As two examples of temp-specialist agencies that I know my students in the past have worked for:
–Charity People places temps within the non-profit and NGO sector, with clients such as UNICEF and the British Heart Foundation.
-For those interested in higher education or research, Prospect-Us has a good reputation. (For example, the LSE sometimes uses temps from this agency).
Best for internships
I promise this is not a shameless plug for my own employer, but I hear that theLSE’s Career website is often the best place to find internships (and also jobs). Many excellent employers come to LSE Careers in order to advertise their available positions. By going directly to the LSE, employers know that candidates will likely be 1. high quality and 2. interested and educated in the relevant required subject-area. This service is available to current students and also alumni, and it is worth registering your details with them. (For non-LSE students–of course, this applies to your own Careers Office–your university has a vested interest in getting their students into good positions, and will usually be very helpful and informed where your particular interests and skills are concerned.)

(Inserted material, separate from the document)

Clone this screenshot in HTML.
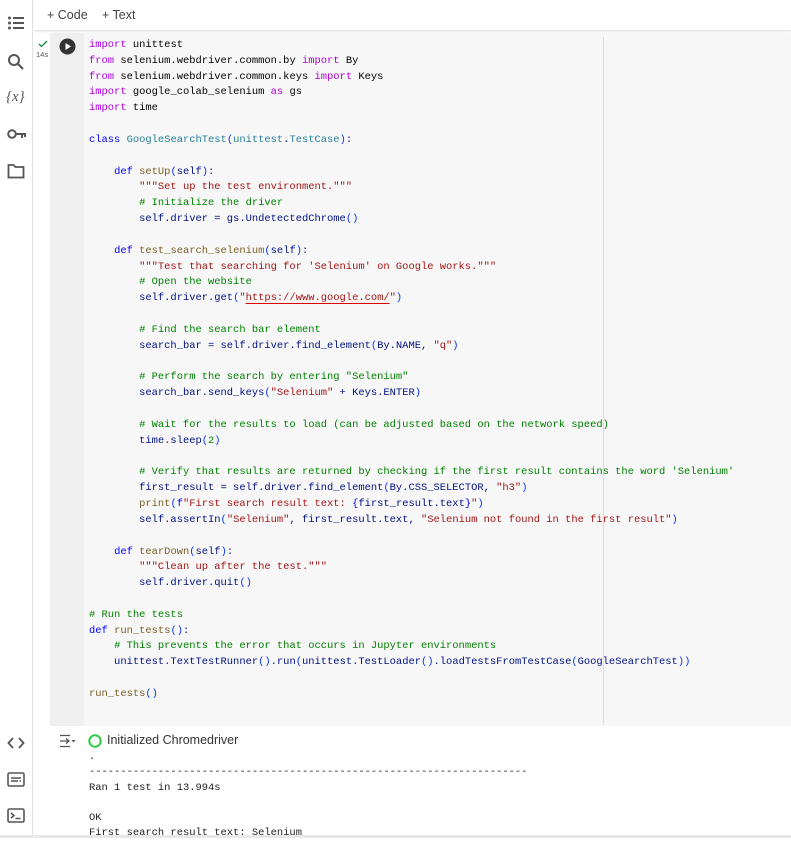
<!DOCTYPE html>
<html><head><meta charset="utf-8">
<style>
*{margin:0;padding:0;box-sizing:border-box}
body{width:791px;height:838px;overflow:hidden;background:#fff;font-family:"Liberation Sans",sans-serif;position:relative}
.side{position:absolute;left:0;top:0;width:33px;height:838px;border-right:1px solid #e0e0e0;background:#fff}
.side svg{position:absolute;left:7px}
.top{position:absolute;left:34px;top:0;right:0;height:31px;border-bottom:1px solid #e3e3e3;box-shadow:0 1px 2px rgba(0,0,0,.08);font-size:12.5px;color:#444}
.top span{position:absolute;top:8px}
.gut{position:absolute;left:50px;top:33px;width:34px;height:693px;background:#efefef}
.code{position:absolute;left:84px;top:33px;right:0;height:693px;background:#f7f7f7}
.ruler{position:absolute;left:603px;top:37px;width:1px;height:689px;background:#ddd}
pre{position:absolute;left:89px;top:38px;font-family:"Liberation Mono",monospace;font-size:10.45px;line-height:15.83px;color:#001080}
.k{color:#af00db}.b{color:#0000ff}.t{color:#267f99}.s{color:#a31515}.c{color:#008000}.p{color:#0431fa}.f{color:#795e26}.m{color:#000}
.u{text-decoration:underline;text-decoration-color:#d00;text-underline-offset:3px}
.out{position:absolute;left:89px;top:749px;font-family:"Liberation Mono",monospace;font-size:10.45px;line-height:15.3px;color:#212121}
</style></head><body>
<div class="side">
<svg style="top:15px" width="18" height="16" viewBox="0 0 18 16"><g fill="#555"><circle cx="2.5" cy="3" r="1.5"/><circle cx="2.5" cy="8" r="1.5"/><circle cx="2.5" cy="13" r="1.5"/><rect x="6" y="2" width="11" height="2"/><rect x="6" y="7" width="11" height="2"/><rect x="6" y="12" width="11" height="2"/></g></svg>
<svg style="top:53px" width="18" height="18" viewBox="0 0 18 18"><circle cx="7" cy="7" r="5" fill="none" stroke="#555" stroke-width="2"/><path d="M11 11l5 5" stroke="#555" stroke-width="2.2"/></svg>
<div style="position:absolute;left:6px;top:89px;font-family:'Liberation Serif',serif;font-style:italic;font-size:15px;color:#555">{x}</div>
<svg style="top:128px" width="20" height="12" viewBox="0 0 20 12"><circle cx="5" cy="6" r="3.8" fill="none" stroke="#555" stroke-width="2"/><path d="M9 6h10M15 6v4M18 6v3" stroke="#555" stroke-width="2"/></svg>
<svg style="top:163px" width="18" height="16" viewBox="0 0 18 16"><path d="M1.5 2h5l2 2h8v10.5h-15z" fill="none" stroke="#555" stroke-width="1.8"/></svg>
<svg style="top:736px" width="18" height="14" viewBox="0 0 18 14"><path d="M6 2L1.5 7 6 12M12 2l4.5 5L12 12" fill="none" stroke="#555" stroke-width="1.8"/></svg>
<svg style="top:772px" width="18" height="15" viewBox="0 0 18 15"><rect x="1" y="1" width="16" height="13" rx="1.5" fill="none" stroke="#555" stroke-width="1.6"/><path d="M4 6h10M4 9h7M12.5 9h1.5" stroke="#555" stroke-width="1.5"/></svg>
<svg style="top:808px" width="18" height="15" viewBox="0 0 18 15"><rect x="1" y="1" width="16" height="13" rx="1.5" fill="none" stroke="#555" stroke-width="1.6"/><path d="M4 5l3 2.5L4 10M8.5 10.5h5" fill="none" stroke="#555" stroke-width="1.5"/></svg>
</div>
<div class="top"><span style="left:13px">+ Code</span><span style="left:68px">+ Text</span></div>
<div class="gut"></div>
<div class="code"></div>
<div class="ruler"></div>
<svg style="position:absolute;left:38px;top:40px" width="10" height="8" viewBox="0 0 10 8"><path d="M1 4l2.5 2.5L9 1" fill="none" stroke="#0a8a3a" stroke-width="1.3"/></svg>
<div style="position:absolute;left:36px;top:50px;font-size:7.5px;color:#555">14s</div>
<svg style="position:absolute;left:59px;top:38px" width="17" height="17" viewBox="0 0 17 17"><circle cx="8.5" cy="8.5" r="8" fill="#333"/><path d="M6.5 5v7l5.5-3.5z" fill="#fff"/></svg>
<pre><span class="k">import</span> <span class="m">unittest</span>
<span class="k">from</span> <span class="m">selenium.webdriver.common.by</span> <span class="k">import</span> <span class="m">By</span>
<span class="k">from</span> <span class="m">selenium.webdriver.common.keys</span> <span class="k">import</span> <span class="m">Keys</span>
<span class="k">import</span> <span class="m">google_colab_selenium</span> <span class="k">as</span> <span class="m">gs</span>
<span class="k">import</span> <span class="m">time</span>

<span class="b">class</span> <span class="t">GoogleSearchTest</span><span class="p">(</span><span class="t">unittest</span>.<span class="t">TestCase</span><span class="p">)</span>:

    <span class="b">def</span> <span class="f">setUp</span><span class="p">(</span>self<span class="p">)</span>:
        <span class="s">"""Set up the test environment."""</span>
        <span class="c"># Initialize the driver</span>
        self.driver = gs.UndetectedChrome<span class="p">()</span>

    <span class="b">def</span> <span class="f">test_search_selenium</span><span class="p">(</span>self<span class="p">)</span>:
        <span class="s">"""Test that searching for 'Selenium' on Google works."""</span>
        <span class="c"># Open the website</span>
        self.driver.get<span class="p">(</span><span class="s">"<span class="u">https://www.google.com/</span>"</span><span class="p">)</span>

        <span class="c"># Find the search bar element</span>
        search_bar = self.driver.find_element<span class="p">(</span>By.NAME, <span class="s">"q"</span><span class="p">)</span>

        <span class="c"># Perform the search by entering "Selenium"</span>
        search_bar.send_keys<span class="p">(</span><span class="s">"Selenium"</span> + Keys.ENTER<span class="p">)</span>

        <span class="c"># Wait for the results to load (can be adjusted based on the network speed)</span>
        time.sleep<span class="p">(</span><span class="c">2</span><span class="p">)</span>

        <span class="c"># Verify that results are returned by checking if the first result contains the word 'Selenium'</span>
        first_result = self.driver.find_element<span class="p">(</span>By.CSS_SELECTOR, <span class="s">"h3"</span><span class="p">)</span>
        <span class="f">print</span><span class="p">(</span><span class="b">f</span><span class="s">"First search result text: </span><span class="b">{</span>first_result.text<span class="b">}</span><span class="s">"</span><span class="p">)</span>
        self.assertIn<span class="p">(</span><span class="s">"Selenium"</span>, first_result.text, <span class="s">"Selenium not found in the first result"</span><span class="p">)</span>

    <span class="b">def</span> <span class="f">tearDown</span><span class="p">(</span>self<span class="p">)</span>:
        <span class="s">"""Clean up after the test."""</span>
        self.driver.quit<span class="p">()</span>

<span class="c"># Run the tests</span>
<span class="b">def</span> <span class="f">run_tests</span><span class="p">()</span>:
    <span class="c"># This prevents the error that occurs in Jupyter environments</span>
    unittest.TextTestRunner<span class="p">()</span>.run<span class="p">(</span>unittest.TestLoader<span class="p">()</span>.loadTestsFromTestCase<span class="p">(</span>GoogleSearchTest<span class="p">))</span>

<span class="f">run_tests</span><span class="p">()</span></pre>
<svg style="position:absolute;left:59px;top:734px" width="18" height="14" viewBox="0 0 18 14"><path d="M1 1.5h10M1 7h9M7 4.5L10 7 7 9.5M1 12.5h10" fill="none" stroke="#555" stroke-width="1.3"/><path d="M12.5 6h4l-2 2.5z" fill="#555"/></svg>
<svg style="position:absolute;left:88px;top:734px" width="14" height="14" viewBox="0 0 14 14"><circle cx="7" cy="7" r="5.7" fill="none" stroke="#2ecc40" stroke-width="2"/></svg>
<div style="position:absolute;left:107px;top:733px;font-size:12.5px;color:#333">Initialized Chromedriver</div>
<pre class="out" style="top:750px;position:absolute">.
----------------------------------------------------------------------
Ran 1 test in 13.994s

OK
First search result text: Selenium</pre>
<div style="position:absolute;left:0;top:835px;width:791px;height:3px;background:#e8e8e8"></div>
</body></html>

With regards to internships, I would also just say that many of my students have landed them by going directly to an employer they are interested in–either by looking at their websites (most will have a job/ internship section) or, in the case of smaller organizations, contacting them ‘cold’ with your CV and expression of interest. Particularly where unpaid internships are concerned, sometimes organizations/ MPs/ charities etcetera don’t advertise posts but may create one if you go to them with enthusiasm and a clear time-commitment and interest.
Finally, a note to those who are still studying and who will be finishing in say the next 6-9 months: I want to emphasize that many of you will not yet be thinking about your next career move, and I think that is completely fine. I did my MSc at the LSE in 2001, and didn’t know until summer 2002 what I wanted to do next. There is a lot to be said for enjoying your time studying, following your interests, and just ‘being a student’. As such, this post for those who are already actively looking for jobs, but also highlights websites that you can sign up to receive job alerts from throughout the year–not necessarily so that you can actively apply for them, but because I think it’s useful to know what jobs are ‘out there’ before you finish your degree.
Happy hunting! And please do feel free to share below any others I have missed off–and perhaps any others that are good for jobs outside of the UK.